Hannah Carter and Michael Chung have established a new practice, Carter Chung Law (formerly Michael Chung Law). Carter Chung Law is a boutique firm based in Wellington offering a wide range of private as well as commercial services for small to medium businesses. Michael specialises in trust law and in guiding commercial enterprises through periods of change with both legal and strategic advice. Hannah began working with Michael in 2011 and joined him in partnership in 2015. She specialises in commercial and employment matters.

Nominations and elections for branch councils

Auckland, Waikato Bay of Plenty and Wellington

Auckland, Waikato Bay of Plenty and Wellington Branches have called for nominations for New Zealand Law Society branch Council members.

Nominations must be received by end of 22 May 2015. If an election is required these branches utilise the electronic election process and voting will open on 2 June 2015 and close 19 June 2015.

To ensure you receive information relating to the elections please make sure the Law Society has your correct email address (only those without email addresses will be provided with a postal voting pack).

Gallipoli commemorations 

The wreath that was laid at Gallipoli on 25 April for the New Zealand Law Society, 100 years after the Australian and New Zealand Army Corps (ANZAC) landings in 1915.

For the Law Society, Ian Todd, Andrew McKenzie and Roger Laybourn laid the wreath on behalf of New Zealand’s lawyers to remember all members of the legal profession who served in World War I and the 10 lawyers who were killed while fighting at Gallipoli.

The 10 soldiers who died at Gallipoli, whose names were inscribed on a card attached to the wreath, were: Lieutenant Herman Baddeley, Second Lieutenant Eric Burnard, Major James Houlker, Trooper George Jackson, Lieutenant Colonel William Malone, Major George Mayne, Lance Corporal Harry Northcroft, Corporal John Persse, Captain Arthur Spedding and Lieutenant George Taylor.

Law student helping in Nepal

Canterbury University law student Sam Johnson, who led the Student Volunteer Army after the Christchurch earthquakes, has flown to Nepal to assist in the urgent aid work after the 25 April earthquake.

Sam accepted an urgent invitation to go to Kathmandu on behalf of the Student Volunteer Army from the Global Peace Foundation and Nepalese Ministry of Youth who work closely with the Asia Pacific Peace and Development Service Alliance.
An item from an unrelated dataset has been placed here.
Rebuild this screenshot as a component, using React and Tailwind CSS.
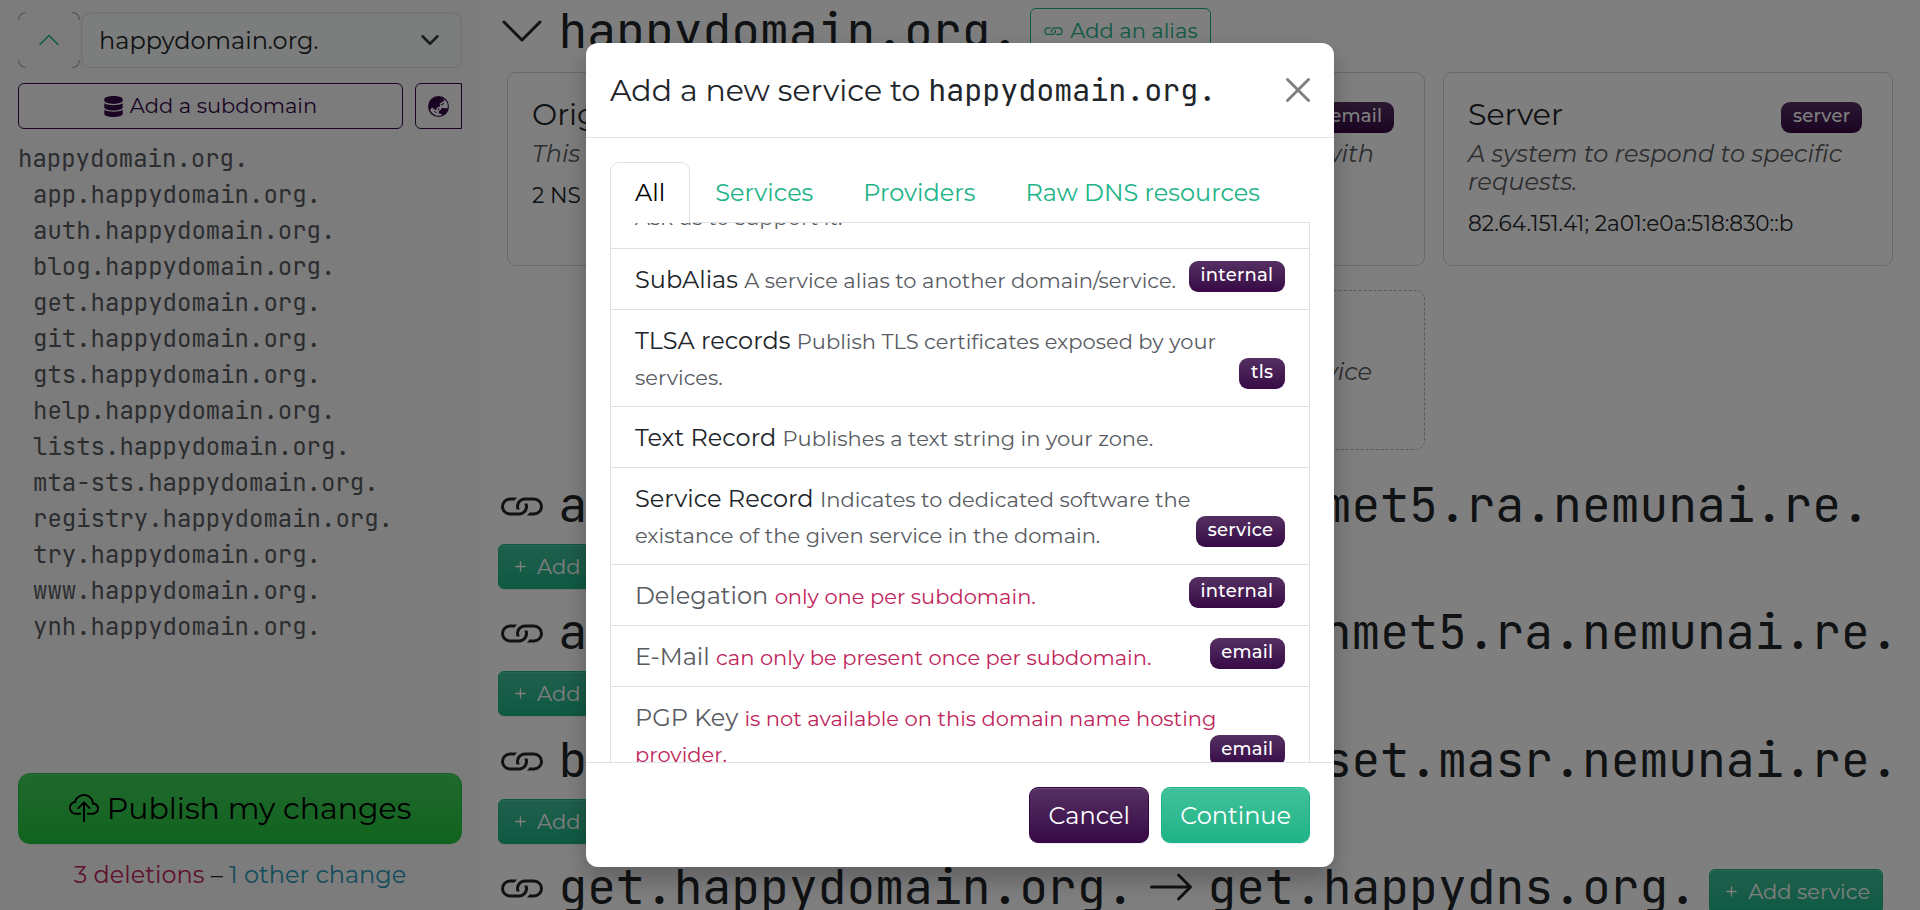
import React from "react";
import {
  BsArrowRight,
  BsChevronDown,
  BsChevronUp,
  BsCloudUpload,
  BsGlobeAsiaAustralia,
  BsLink,
  BsPlus,
} from "react-icons/bs";
import { FaDatabase } from "react-icons/fa";

const MONO = "font-['JetBrains_Mono','DejaVu_Sans_Mono',monospace]";

const subdomains = [
  "app", "auth", "blog", "get", "git", "gts", "help", "lists", "mta-sts", "registry", "try", "www", "ynh",
];

const aliases = [
  { name: "app", target: "srvhmet5.ra.nemunai.re." },
  { name: "auth", target: "srvhmet5.ra.nemunai.re." },
  { name: "blog", target: "corset.masr.nemunai.re." },
];

const services = [
  { name: "SubAlias", text: "A service alias to another domain/service.", badge: "internal" },
  { name: "TLSA records", text: "Publish TLS certificates exposed by your services.", badge: "tls" },
  { name: "Text Record", text: "Publishes a text string in your zone." },
  { name: "Service Record", text: "Indicates to dedicated software the existance of the given service in the domain.", badge: "service" },
  { name: "Delegation", text: "only one per subdomain.", badge: "internal", disabled: true },
  { name: "E-Mail", text: "can only be present once per subdomain.", badge: "email", disabled: true },
  { name: "PGP Key", text: "is not available on this domain name hosting provider.", badge: "email", disabled: true },
];

function Badge({ children, className = "" }) {
  return (
    <span className={`inline-block rounded-[9px] bg-linear-to-b from-[#553062] to-[#370846] px-[11.7px] pt-[5.3px] pb-[7.3px] text-[18px] leading-[18px] font-medium tracking-[0.25px] text-white ${className}`}>
      {children}
    </span>
  );
}

function AddServiceButton({ className = "" }) {
  return (
    <button className={`flex h-[45px] w-[174px] shrink-0 items-center rounded-md border border-[#1cb487] bg-linear-to-b from-[#3ebf99] to-[#1cb487] pl-[11px] text-[21px] text-white shadow-[inset_0_1px_0_rgba(255,255,255,.15),0_1px_1px_rgba(0,0,0,.075)] ${className}`}>
      <BsPlus className="mr-[6px] size-[21px]" />
      Add service
    </button>
  );
}

function Heading({ icon, name, target, children }) {
  return (
    <div className="flex h-[58px] items-center text-[48px] leading-[58px] whitespace-nowrap text-[#212529]">
      {icon}
      <span className={`ml-[12.5px] ${MONO}`}>{name}</span>
      {target && (
        <>
          <BsArrowRight className="mx-[12.5px] size-[48px] shrink-0" />
          <span className={MONO}>{target}</span>
        </>
      )}
      {children}
    </div>
  );
}

function Card({ title, text, badge, value }) {
  return (
    <div className="h-[194px] w-[450px] rounded-[9px] border border-[#d3d3d3] px-[24px] pt-[24px]">
      <div className="flex h-[43px] justify-between">
        <h5 className="text-[30px] leading-[36px]">{title}</h5>
        {badge && <Badge className="mt-[5px] mr-[6px] self-start">{badge}</Badge>}
      </div>
      <p className="text-[24px] leading-[28px] tracking-[0.05px] text-[#585b5f] italic">{text}</p>
      <p className="mt-[11px] text-[21.6px] leading-[33px]">{value}</p>
    </div>
  );
}

function Sidebar() {
  return (
    <aside className="flex h-full w-[480px] shrink-0 flex-col bg-[#f8f9fa] px-[18px] pt-[12px]">
      <div className="flex h-[56px]">
        <button className="relative flex w-[62px] items-center justify-center text-[#1cb487]">
          <span className="absolute top-0 left-0 size-[8px] rounded-tl-[8px] border-t border-l border-[#9da1a5]" />
          <span className="absolute top-0 right-0 size-[8px] rounded-tr-[8px] border-t border-r border-[#9da1a5]" />
          <span className="absolute bottom-0 left-0 size-[8px] rounded-bl-[8px] border-b border-l border-[#9da1a5]" />
          <span className="absolute right-0 bottom-0 size-[8px] rounded-br-[8px] border-r border-b border-[#9da1a5]" />
          <BsChevronUp className="size-[24px]" />
        </button>
        <div className="ml-[1px] flex flex-1 items-center justify-between rounded-[9px] border border-[#dee2e6] bg-[#f9fafb] pr-[21px] pl-[17px] text-[24px] shadow-[inset_0_1px_2px_rgba(0,0,0,.075)]">
          <span className="pt-[1px]">happydomain.org.</span>
          <svg viewBox="0 0 16 16" className="size-[20px]" fill="none" stroke="#343a40" strokeLinecap="round" strokeLinejoin="round" strokeWidth="2">
            <path d="m2 5 6 6 6-6" />
          </svg>
        </div>
      </div>
      <div className="mt-[15px] flex h-[46px] gap-[12px] text-[#370846]">
        <button className="flex flex-1 items-center justify-center gap-[7px] rounded-md border border-[#370846] text-[21px]">
          <FaDatabase className="h-[21px] w-[19px]" />
          Add a subdomain
        </button>
        <button className="flex w-[47px] items-center justify-center rounded-l-md border border-[#370846]">
          <BsGlobeAsiaAustralia className="size-[21px]" />
        </button>
      </div>
      <ul className={`mt-[12px] flex-1 text-[24px] leading-[36px] text-[#585b5f] ${MONO}`}>
        <li>happydomain.org.</li>
        {subdomains.map((s) => (
          <li key={s} className="pl-[15px]">{s}.happydomain.org.</li>
        ))}
      </ul>
      <button className="flex h-[71px] shrink-0 items-center justify-center gap-[8px] rounded-xl border border-[#22c83c] bg-linear-to-b from-[#40d05c] to-[#20c83a] text-[30px] text-black shadow-[inset_0_1px_0_rgba(255,255,255,.15),0_1px_1px_rgba(0,0,0,.075)]">
        <BsCloudUpload className="size-[30px]" />
        Publish my changes
      </button>
      <p className="mt-[13px] mb-[17px] text-center text-[24px] leading-[36px]">
        <span className="text-[#c0245c]">3 deletions</span> – <span className="text-[#2899b8]">1 other change</span>
      </p>
    </aside>
  );
}

function Zone() {
  return (
    <main className="min-w-0 flex-1 overflow-hidden bg-white px-[18px] pt-[2px]">
      <Heading icon={<BsChevronDown className="size-[48px] shrink-0" />} name="happydomain.org.">
        <button className="ml-[11px] flex h-[46px] items-center gap-[6px] rounded-md border border-[#1cb487] px-[12px] pb-[2px] text-[21px] leading-none text-[#1cb487]">
          <BsLink className="size-[21px]" />
          Add an alias
        </button>
      </Heading>
      <div className="mt-[12px] grid grid-cols-[450px_450px_450px] gap-x-[18px] gap-y-[24px] pl-[9px]">
        <Card title="Origin" text="This is the root of your domain." value="2 NS" />
        <Card title="E-Mail" text={<span className="block pr-[26px] text-right">Send and receive e-mail with</span>} badge="email" />
        <Card title="Server" text="A system to respond to specific requests." badge="server" value="82.64.151.41; 2a01:e0a:518:830::b" />
        <div className="col-start-2 flex h-[160px] items-center justify-end rounded-[9px] border border-dashed border-[#b4b4b4] pt-[4px] pr-[52px] text-[24px] text-[#585b5f] italic">
          Add a new service
        </div>
      </div>
      <div className="pt-[26px]">
        {aliases.map((a) => (
          <div key={a.name} className="h-[127.45px]">
            <Heading icon={<BsLink className="size-[48px] shrink-0" />} name={`${a.name}.happydomain.org.`} target={a.target} />
            <AddServiceButton className="mt-[10px]" />
          </div>
        ))}
        <Heading icon={<BsLink className="size-[48px] shrink-0" />} name="get.happydomain.org." target="get.happydns.org.">
          <AddServiceButton className="mt-[9px] ml-[12px] leading-none" />
        </Heading>
      </div>
    </main>
  );
}

function Modal() {
  return (
    <div className="flex h-[824px] w-[748px] flex-col rounded-xl bg-white shadow-[0_12px_24px_rgba(0,0,0,.25)]">
      <header className="flex h-[95px] shrink-0 items-center justify-between border-b border-[#dee2e6] px-[24px]">
        <h5 className="text-[30px] leading-[45px] whitespace-pre">
          Add a new service to <span className={MONO}>happydomain.org.</span>
        </h5>
        <svg viewBox="0 0 16 16" className="size-[24px] text-[#7f7f7f]" fill="none" stroke="currentColor" strokeWidth="1.9" strokeLinecap="round">
          <path d="M1 1l14 14M15 1L1 15" />
        </svg>
      </header>
      <div className="flex min-h-0 flex-1 flex-col px-[24px] pt-[24px]">
        <nav className="relative z-10 flex h-[61px] shrink-0 border-b border-[#dee2e6] text-[24px] leading-[36px] text-[#1cb487]">
          <a className="h-[61px] rounded-t-[9px] border border-b-0 border-[#dee2e6] bg-white px-[24px] pt-[12px] text-black">All</a>
          <a className="px-[25px] pt-[13px]">Services</a>
          <a className="px-[25px] pt-[13px]">Providers</a>
          <a className="px-[25px] pt-[13px]">Raw DNS resources</a>
        </nav>
        <div className="flex min-h-0 flex-1 flex-col justify-start overflow-hidden border-x border-[#dee2e6] text-[24px] leading-[36px]">
          <div className="mt-[-23px] h-[49px] shrink-0 border-b border-[#dee2e6] px-[24px] text-[21px] text-[#585b5f]">
            Ask us to support it.
          </div>
          {services.map((s) => (
            <div key={s.name} className="flow-root shrink-0 border-b border-[#dee2e6] px-[24px] pt-[13px] pb-[11px]">
              <span className={s.disabled ? "text-[#585b5f]" : ""}>{s.name}</span>{" "}
              <span className={s.disabled ? "text-[21px] leading-none text-[#c0245c]" : "text-[21px] leading-none text-[#585b5f]"}>{s.text}</span>
              {s.badge && <Badge className="float-right mt-[-1px]">{s.badge}</Badge>}
            </div>
          ))}
        </div>
      </div>
      <footer className="flex h-[105px] shrink-0 items-start justify-end gap-[12px] border-t border-[#dee2e6] p-[24px] text-[24px] text-white">
        <button className="h-[56px] w-[120px] rounded-[9px] border border-[#370846] bg-linear-to-b from-[#553062] to-[#370846] pt-[1px] shadow-[inset_0_1px_0_rgba(255,255,255,.15),0_1px_1px_rgba(0,0,0,.075)]">Cancel</button>
        <button className="h-[56px] rounded-[9px] border border-[#1cb487] bg-linear-to-b from-[#40c09a] to-[#1cb487] px-[18px] pt-[1px] shadow-[inset_0_1px_0_rgba(255,255,255,.15),0_1px_1px_rgba(0,0,0,.075)]">Continue</button>
      </footer>
    </div>
  );
}

export default function App() {
  return (
    <div className="relative h-[910px] w-[1920px] overflow-hidden font-['Montserrat','Inter',sans-serif] font-normal text-[#212529]">
      <div className="flex h-full">
        <Sidebar />
        <Zone />
      </div>
      <div className="absolute inset-0 flex justify-center bg-black/50 pt-[43px]">
        <Modal />
      </div>
    </div>
  );
}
Sam is a co-chair of the alliance. He will focus on working with local youth groups to facilitate various response movements.

The situation in Nepal has similarities to post-earthquake Christchurch in that there are areas that are severely damaged and other areas that are not so damaged. “We will be focusing on areas that aren’t so damaged,” he says.

“We have about 50 young people in our network in Nepal who have been asking for advice on what to do, together with the large international community wanting to help. We are willing and able to do whatever is needed, provided it’s safe and we take care of the volunteers.”